Questa lotta coraggiosa di un reparto d’élite che fu sacrificato e mandato a combattere in un contesto completamente diverso da quello per cui era stato addestrato è stata raccontata relativamente poco. Ecco perché vale la pena di leggere I paracadutisti italiani a El Alamein (Leg, pagg. 128, euro 16) di Gianni Oliva. Lo storico ripercorre la vicenda che ha portato la Folgore sino a quell’inferno di sabbia. Come spiega nell’introduzione, della battaglia e della Folgore «si è sempre parlato poco e con disagio». Perché? «El Alamein è stata rimossa perché associata al combattetismo fascista e all’arditismo... Confusioni della memoria storica, che qualcosa ricorda e qualcos’altro dimentica, e che spesso sovrappone l’ideologia alla ricostruzione dei fatti».
Gianni Oliva i fatti invece li ricostruisce con molta chiarezza.
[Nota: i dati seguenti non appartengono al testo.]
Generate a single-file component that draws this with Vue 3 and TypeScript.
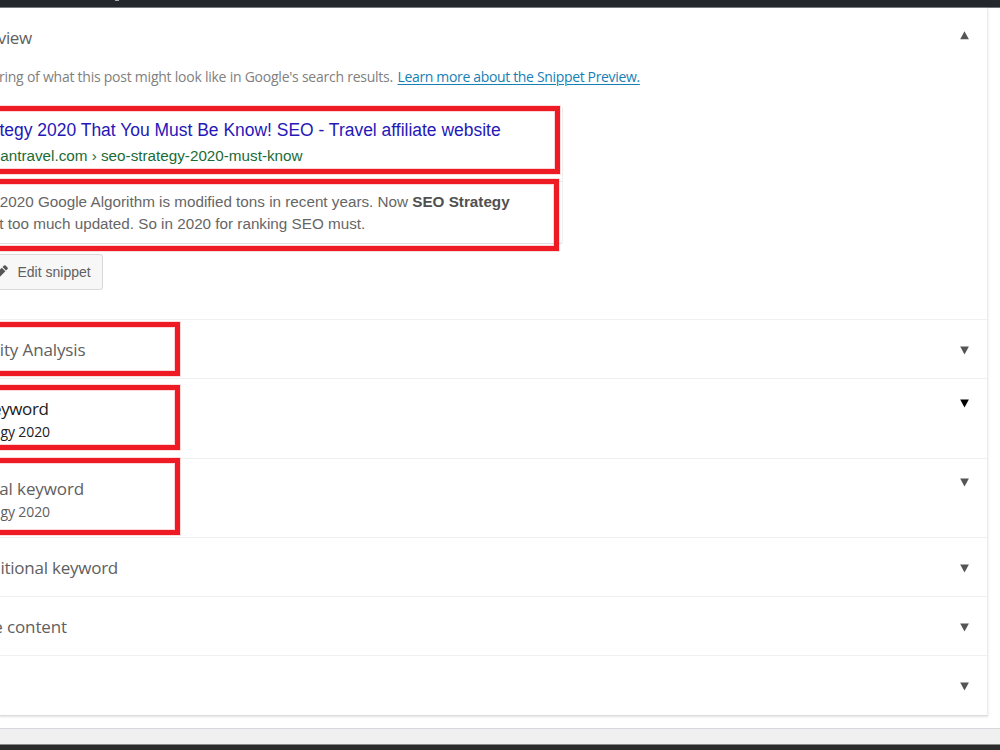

L’Italia, come su molti altri versanti, arrivò con grande ritardo anche alla disciplina del paracadutismo militare. Poi, in un contesto sempre più difficile, accelera reclutando i volontari per la Scuola di Tarquinia. Ne nasce un reparto dove gli uomini sono speciali, i mezzi molto meno. Il sogno dei comandi, a partire dai progetti di Italo Balbo, era ripetere le mirabolanti imprese dei paracadutisti tedeschi. La realtà tragica? Quello che si dovette chiedere a questi super soldati fu di stendere un velo di carne e coraggio per fermare lo strapotere logistico e tecnologico degli Alleati. E la Folgore lo fece sino all’ultimo, con grande scorno del generale Montgomery che non volle mai ammettere, nemmeno a posteriori, l’entità della disperata resistenza dei reparti italiani. Gliela ricordò anni dopo, con una amarissima lettera, Paolo Caccia Dominioni, che ad El Alamein ha combattuto, di cui ha progettato il sacrario, e che avendo militato anche nelle file dei partigiani non si può certo accusare di retorica fascista: «L’enorme valanga, per quattro giorni e quattro notti, fu ributtata alla baionetta, con le pietre, le bombe a mano e le bottiglie incendiarie fabbricate in famiglia, home made. La Folgore si ridusse a un terzo, ma la linea non cedette neppure dove era ridotta a un velo».
Questa storia a ottant’anni di distanza deve ormai essere raccontata senza incrostazioni ideologiche. Prendendo atto del disastro militare fascista ma anche del coraggio disperato e del senso della patria, dimostrato difendendo un anonimo brandello di deserto perché c’era piantato un tricolore.